Cette présentation indiscutable des faits est cependant fallacieuse pour au moins trois raisons. Il faut d’abord intégrer le fait que les gaz à effet de serre restent dans l’atmosphère pendant des décennies ce qui veut dire que le CO2 à l’origine du changement climatique aujourd’hui est le résultat des émissions de gaz à effet de serre des deux cents dernières années environ. Selon les données de Carbon Brief, les Etats-Unis représentent à eux seuls 20,3% des émissions territoriales depuis 1850, ce qui les placent loin devant la Chine et la Russie. Le Brésil et l’Indonésie sont également en bonne position car outres les émissions dues à la combustion des énergies fossiles, les données intègrent aussi celles liées au changement d’utilisation des terres et des forêts, qui détruisent des réservoirs de dioxyde de carbone. La France avec 1,4% intégrèrent de son côté le top 12 en compagnie d’autres pays européens comme l’Allemagne et le Royaume-Uni qui la précèdent. Autre défaut des chiffres généralement présentés, ce sont les pays les plus peuplés qui apparaissent en haut du classement, il est donc plus juste de comparer les émissions de gaz à effet de serre par habitant. Parmi les plus grandes économies, le Canada et les Etats-Unis sont les plus polluantes en rejetant respectivement 16,9 et 15,7 tonnes de CO2 par habitant. L’Allemagne, la Chine se situent un cran en-dessous et se retrouvent devant l’Espagne et la France qui se placent au-dessus de la moyenne mondiale. Le Brésil et l’Inde sont en revanche bien plus bas. Mais même cette présentation n’est pas satisfaisante car c’est une approche par l’offre. C’est bien simple : fermer une usine et importer et votre bilan carbone s’améliorera ! C’est pourquoi il est plus juste de se référer à la seconde approche, celle de l’empreinte carbone, une mesure des émissions associées à la consommation de produits par les résidents d’un pays indépendamment du lieu de fabrication.

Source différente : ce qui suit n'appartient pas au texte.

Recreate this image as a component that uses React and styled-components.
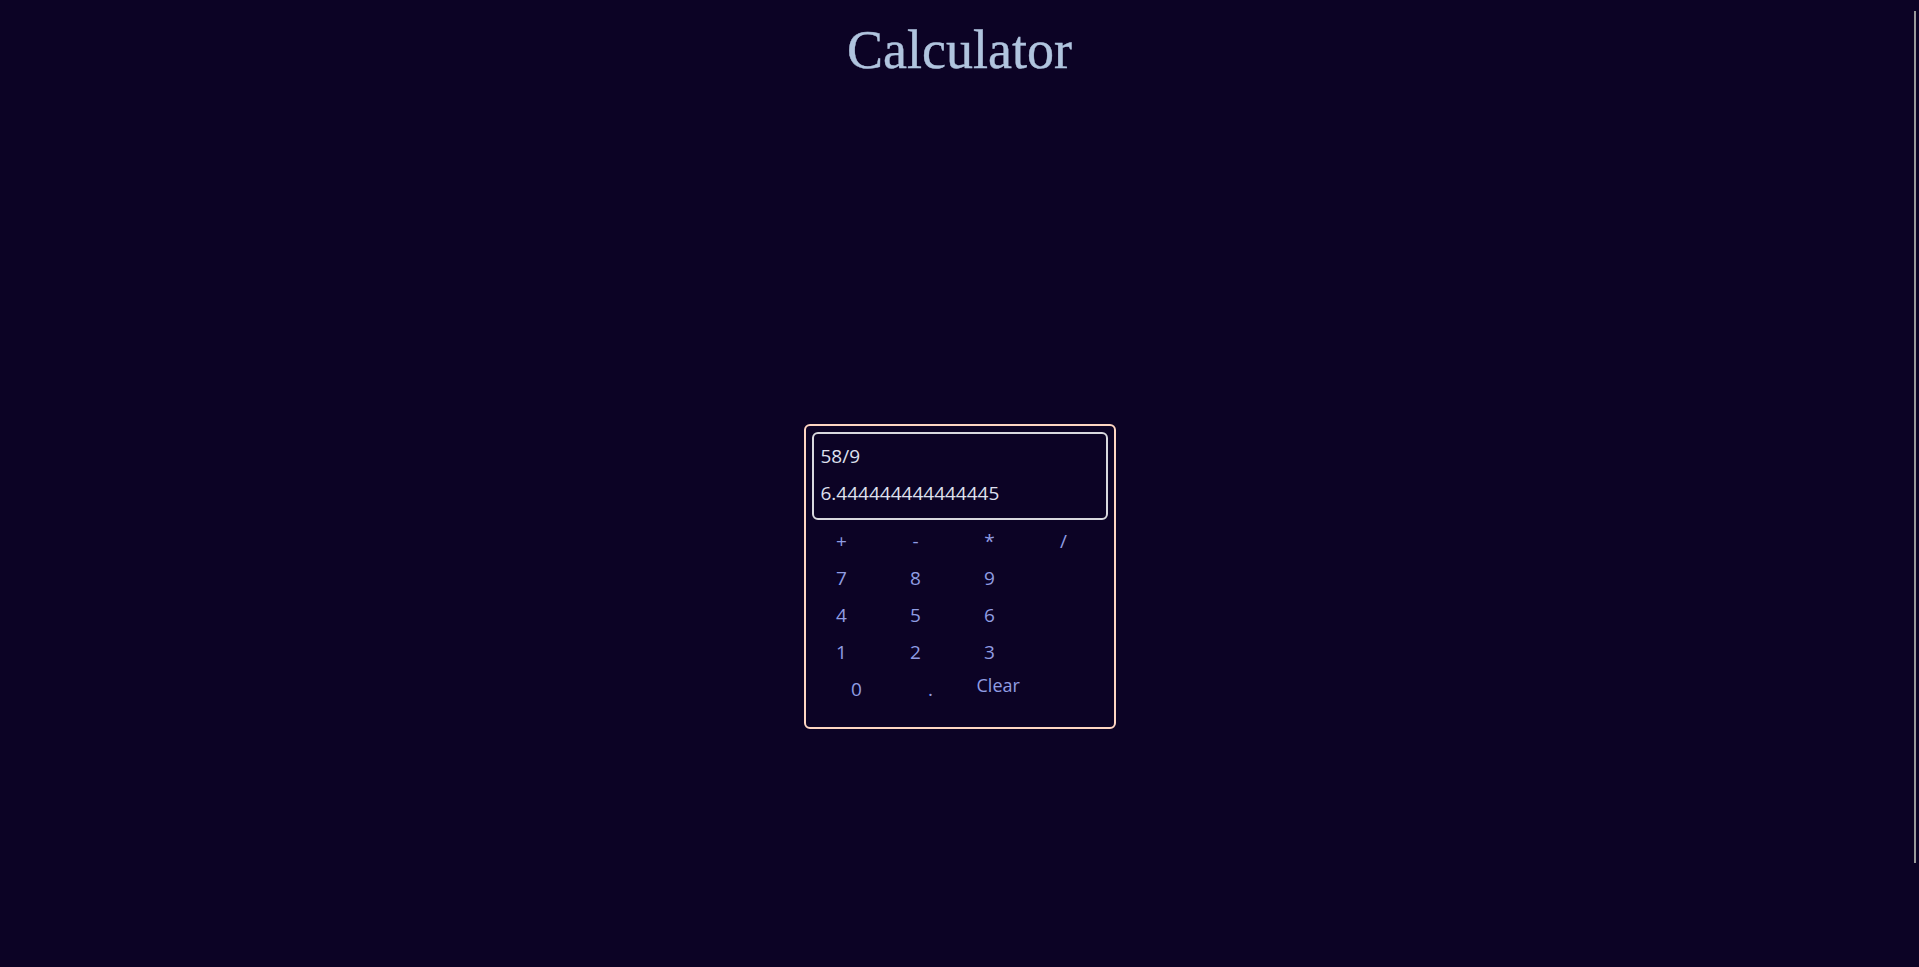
import React, { useState } from "react";
import styled, { createGlobalStyle } from "styled-components";

const GlobalStyle = createGlobalStyle`
	html, body {
		margin: 0;
		padding: 0;
		background: #0c0325;
		overflow: hidden;
	}
	body {
		font-family: "Open Sans", "Noto Sans", sans-serif;
	}
`;

const Page = styled.div`
	min-height: 967px;
	display: flex;
	flex-direction: column;
	align-items: center;
`;

const Title = styled.h1`
	margin: 20px 0 0;
	font-family: "Liberation Serif", "DejaVu Serif", serif;
	font-weight: 400;
	font-size: 54px;
	line-height: 60px;
	color: #b0c4de;
	-webkit-text-stroke: 0.4px #b0c4de;
`;

const Calc = styled.div`
	box-sizing: border-box;
	width: 312px;
	margin-top: 344px;
	padding: 6px;
	border: 2px solid #ffd6c2;
	border-radius: 6px;
`;

const Display = styled.div`
	height: 88px;
	box-sizing: border-box;
	padding: 4px 7px 6px;
	border: 2px solid #d9d9de;
	border-radius: 6px;
	color: #dfe0ee;
	font-size: 19px;
	line-height: 37px;
`;

const Keypad = styled.div`
	margin: 3px 0 13px;
`;

const Row = styled.div`
	display: flex;
	gap: 14px;
	height: 37px;
	padding-left: ${(p) => p.$offset || 0}px;
`;

const Key = styled.button`
	width: ${(p) => (p.$auto ? "auto" : "60px")};
	margin-left: ${(p) => (p.$auto ? "2px" : "0")};
	padding: 0;
	border: none;
	background: transparent;
	color: #909de3;
	font-family: "Open Sans", "Noto Sans", sans-serif;
	font-size: ${(p) => (p.$auto ? "18px" : "19px")};
	line-height: ${(p) => (p.$auto ? "28px" : "37px")};
	height: ${(p) => (p.$auto ? "28px" : "37px")};
	text-align: center;
	cursor: pointer;
`;

const ScrollThumb = styled.div`
	position: fixed;
	top: 11px;
	right: 3px;
	width: 2px;
	height: 852px;
	background: #9a9a9a;
`;

const rows = [
	["+", "-", "*", "/"],
	["7", "8", "9"],
	["4", "5", "6"],
	["1", "2", "3"],
];

function App() {
	const [expr, setExpr] = useState("58/9");
	const [result, setResult] = useState("6.444444444444445");

	const press = (k) => setExpr(expr + k);
	const clear = () => {
		setExpr("");
		setResult("");
	};

	return (
		<>
			<GlobalStyle />
			<Page>
				<Title>Calculator</Title>
				<Calc>
					<Display>
						<div>{expr}</div>
						<div>{result}</div>
					</Display>
					<Keypad>
						{rows.map((r, i) => (
							<Row key={i}>
								{r.map((k) => (
									<Key key={k} onClick={() => press(k)}>
										{k}
									</Key>
								))}
							</Row>
						))}
						<Row $offset={15}>
							<Key onClick={() => press("0")}>0</Key>
							<Key onClick={() => press(".")}>.</Key>
							<Key $auto onClick={clear}>
								Clear
							</Key>
						</Row>
					</Keypad>
				</Calc>
			</Page>
			<ScrollThumb />
		</>
	);
}

export default App;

Avec cette approche plus globale les pays occidentaux apparaissent beaucoup plus émissifs. Le cas de la France est d’ailleurs très révélateur. La véritable empreinte carbone liée uniquement aux trois principaux gaz à effet de serre ressort à 663 millions de tonnes soit un niveau supérieur à celui de 1995 date des accords de Kyoto. En revanche, calculé sur le territoire stricto-sensu, comme habituellement, le niveau tombe à 427 millions de tonnes, c’est 40% environ de moins. Surtout, c’est un chiffre en baisse de près de 20% depuis 1995. Or c’est bien sur cet indicateur que le France (et les autres pays signataires) ont pris des engagements et sont jugés. C’est un avantage pour les pays occidentaux qui importent de plus en plus ce qu’ils consomment qui sous-traitent donc leurs émissions au détriment des pays fournisseurs de matières premières, ou de produits manufacturés.
Bien entendu, avec l’amélioration de leurs niveaux de vie, Chinois et Indiens ont été les plus grands contributeurs à la hausse des émissions de gaz à effet de serre, mais cela n’absous pas les pays occidentaux de faire des efforts eux qui ont bâti en partie leur décarbonisation sur la carbonisation des autres, France comprise.